Write out each line word for word. Drop pictures.
++++++
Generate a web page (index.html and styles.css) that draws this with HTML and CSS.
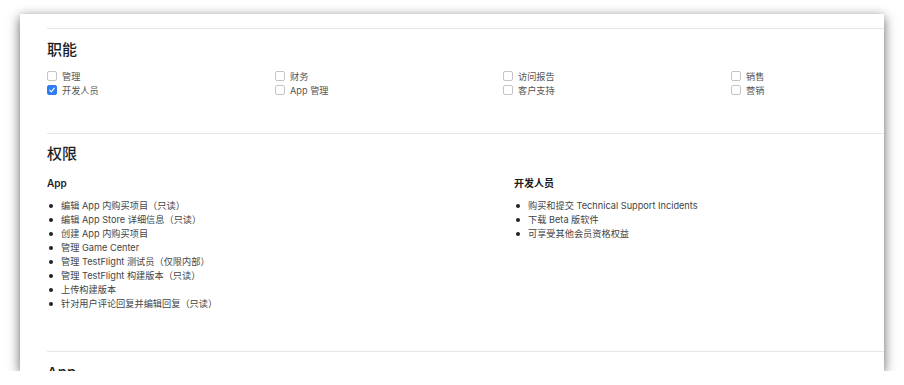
FILE: index.html
```html
<!DOCTYPE html>
<html lang="zh-CN">
<head>
    <meta charset="UTF-8">
    <meta name="viewport" content="width=device-width, initial-scale=1.0">
    <title>用户角色</title>
    <link rel="stylesheet" href="styles.css">
</head>
<body>
    <div class="window">
        <div class="page">
            <section class="section">
                <h2>职能</h2>
                <div class="roles">
                    <label class="role"><span class="box"></span>管理</label>
                    <label class="role"><span class="box"></span>财务</label>
                    <label class="role"><span class="box"></span>访问报告</label>
                    <label class="role"><span class="box"></span>销售</label>
                    <label class="role"><span class="box checked"><svg viewBox="0 0 10 10" width="8" height="8"><path d="M2.2 5.2 L4.2 7.3 L7.9 2.6" fill="none" stroke="#fff" stroke-width="1.4" stroke-linecap="round" stroke-linejoin="round"/></svg></span>开发人员</label>
                    <label class="role"><span class="box"></span>App 管理</label>
                    <label class="role"><span class="box"></span>客户支持</label>
                    <label class="role"><span class="box"></span>营销</label>
                </div>
            </section>

            <section class="section perms-section">
                <h2>权限</h2>
                <div class="perms">
                    <div class="perm-group">
                        <h3>App</h3>
                        <ul>
                            <li>编辑 App 内购买项目（只读）</li>
                            <li>编辑 App Store 详细信息（只读）</li>
                            <li>创建 App 内购买项目</li>
                            <li>管理 Game Center</li>
                            <li>管理 TestFlight 测试员（仅限内部）</li>
                            <li>管理 TestFlight 构建版本（只读）</li>
                            <li>上传构建版本</li>
                            <li>针对用户评论回复并编辑回复（只读）</li>
                        </ul>
                    </div>
                    <div class="perm-group">
                        <h3>开发人员</h3>
                        <ul>
                            <li>购买和提交 Technical Support Incidents</li>
                            <li>下载 Beta 版软件</li>
                            <li>可享受其他会员资格权益</li>
                        </ul>
                    </div>
                </div>
            </section>

            <section class="section">
                <h2>App</h2>
            </section>
        </div>
    </div>
</body>
</html>
```

FILE: styles.css
```css
body {
    margin: 0;
    background: #fff;
    font-family: "Inter", "Noto Sans CJK SC", sans-serif;
    color: #1d1d1f;
}
.window {
    margin: 14px 0 0 20px;
    width: 864px;
    height: 357px;
    background: #fff;
    overflow: hidden;
    box-shadow: 0 3px 11px rgba(0,0,0,0.62);
}
.page {
    margin-left: 27px;
    width: 960px;
}
.section {
    border-top: 1px solid #e6e6e6;
    padding-top: 10px;
}
.window .section:first-child {
    margin-top: 14px;
    height: 94px;
}
.perms-section {
    padding-top: 9px;
    height: 208px;
}
h2 {
    margin: 0;
    font-size: 15px;
    line-height: 21px;
    font-weight: 500;
}
.roles {
    margin-top: 9px;
    display: grid;
    grid-template-columns: repeat(4, 228px);
}
.role {
    display: flex;
    align-items: center;
    height: 14px;
    font-size: 9.2px;
    color: #555;
}
.box {
    width: 8px;
    height: 8px;
    border: 1px solid #c4c4c4;
    border-radius: 2px;
    margin-right: 5px;
    display: flex;
    align-items: center;
    justify-content: center;
    box-sizing: content-box;
}
.box.checked {
    background: #2f7cf6;
    border-color: #2f7cf6;
}
.perms {
    margin-top: 12px;
    display: grid;
    grid-template-columns: repeat(2, 467px);
}
h3 {
    margin: 0;
    font-size: 10px;
    line-height: 14px;
    font-weight: 600;
}
ul {
    list-style: none;
    margin: 9px 0 0;
    padding: 0;
}
li {
    position: relative;
    padding-left: 14px;
    font-size: 9.2px;
    line-height: 14px;
    color: #444;
}
li::before {
    content: "";
    position: absolute;
    left: 2px;
    top: 5px;
    width: 4px;
    height: 4px;
    border-radius: 50%;
    background: #222;
}
```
++++++
ANSWER TO THE TASK.
Generate a web page (index.html and styles.css) that draws this with HTML and CSS.
FILE: index.html
```html
<!DOCTYPE html>
<html lang="zh-CN">
<head>
    <meta charset="UTF-8">
    <meta name="viewport" content="width=device-width, initial-scale=1.0">
    <title>用户角色</title>
    <link rel="stylesheet" href="styles.css">
</head>
<body>
    <div class="window">
        <div class="page">
            <section class="section">
                <h2>职能</h2>
                <div class="roles">
                    <label class="role"><span class="box"></span>管理</label>
                    <label class="role"><span class="box"></span>财务</label>
                    <label class="role"><span class="box"></span>访问报告</label>
                    <label class="role"><span class="box"></span>销售</label>
                    <label class="role"><span class="box checked"><svg viewBox="0 0 10 10" width="8" height="8"><path d="M2.2 5.2 L4.2 7.3 L7.9 2.6" fill="none" stroke="#fff" stroke-width="1.4" stroke-linecap="round" stroke-linejoin="round"/></svg></span>开发人员</label>
                    <label class="role"><span class="box"></span>App 管理</label>
                    <label class="role"><span class="box"></span>客户支持</label>
                    <label class="role"><span class="box"></span>营销</label>
                </div>
            </section>

            <section class="section perms-section">
                <h2>权限</h2>
                <div class="perms">
                    <div class="perm-group">
                        <h3>App</h3>
                        <ul>
                            <li>编辑 App 内购买项目（只读）</li>
                            <li>编辑 App Store 详细信息（只读）</li>
                            <li>创建 App 内购买项目</li>
                            <li>管理 Game Center</li>
                            <li>管理 TestFlight 测试员（仅限内部）</li>
                            <li>管理 TestFlight 构建版本（只读）</li>
                            <li>上传构建版本</li>
                            <li>针对用户评论回复并编辑回复（只读）</li>
                        </ul>
                    </div>
                    <div class="perm-group">
                        <h3>开发人员</h3>
                        <ul>
                            <li>购买和提交 Technical Support Incidents</li>
                            <li>下载 Beta 版软件</li>
                            <li>可享受其他会员资格权益</li>
                        </ul>
                    </div>
                </div>
            </section>

            <section class="section">
                <h2>App</h2>
            </section>
        </div>
    </div>
</body>
</html>
```

FILE: styles.css
```css
body {
    margin: 0;
    background: #fff;
    font-family: "Inter", "Noto Sans CJK SC", sans-serif;
    color: #1d1d1f;
}
.window {
    margin: 14px 0 0 20px;
    width: 864px;
    height: 357px;
    background: #fff;
    overflow: hidden;
    box-shadow: 0 3px 11px rgba(0,0,0,0.62);
}
.page {
    margin-left: 27px;
    width: 960px;
}
.section {
    border-top: 1px solid #e6e6e6;
    padding-top: 10px;
}
.window .section:first-child {
    margin-top: 14px;
    height: 94px;
}
.perms-section {
    padding-top: 9px;
    height: 208px;
}
h2 {
    margin: 0;
    font-size: 15px;
    line-height: 21px;
    font-weight: 500;
}
.roles {
    margin-top: 9px;
    display: grid;
    grid-template-columns: repeat(4, 228px);
}
.role {
    display: flex;
    align-items: center;
    height: 14px;
    font-size: 9.2px;
    color: #555;
}
.box {
    width: 8px;
    height: 8px;
    border: 1px solid #c4c4c4;
    border-radius: 2px;
    margin-right: 5px;
    display: flex;
    align-items: center;
    justify-content: center;
    box-sizing: content-box;
}
.box.checked {
    background: #2f7cf6;
    border-color: #2f7cf6;
}
.perms {
    margin-top: 12px;
    display: grid;
    grid-template-columns: repeat(2, 467px);
}
h3 {
    margin: 0;
    font-size: 10px;
    line-height: 14px;
    font-weight: 600;
}
ul {
    list-style: none;
    margin: 9px 0 0;
    padding: 0;
}
li {
    position: relative;
    padding-left: 14px;
    font-size: 9.2px;
    line-height: 14px;
    color: #444;
}
li::before {
    content: "";
    position: absolute;
    left: 2px;
    top: 5px;
    width: 4px;
    height: 4px;
    border-radius: 50%;
    background: #222;
}
```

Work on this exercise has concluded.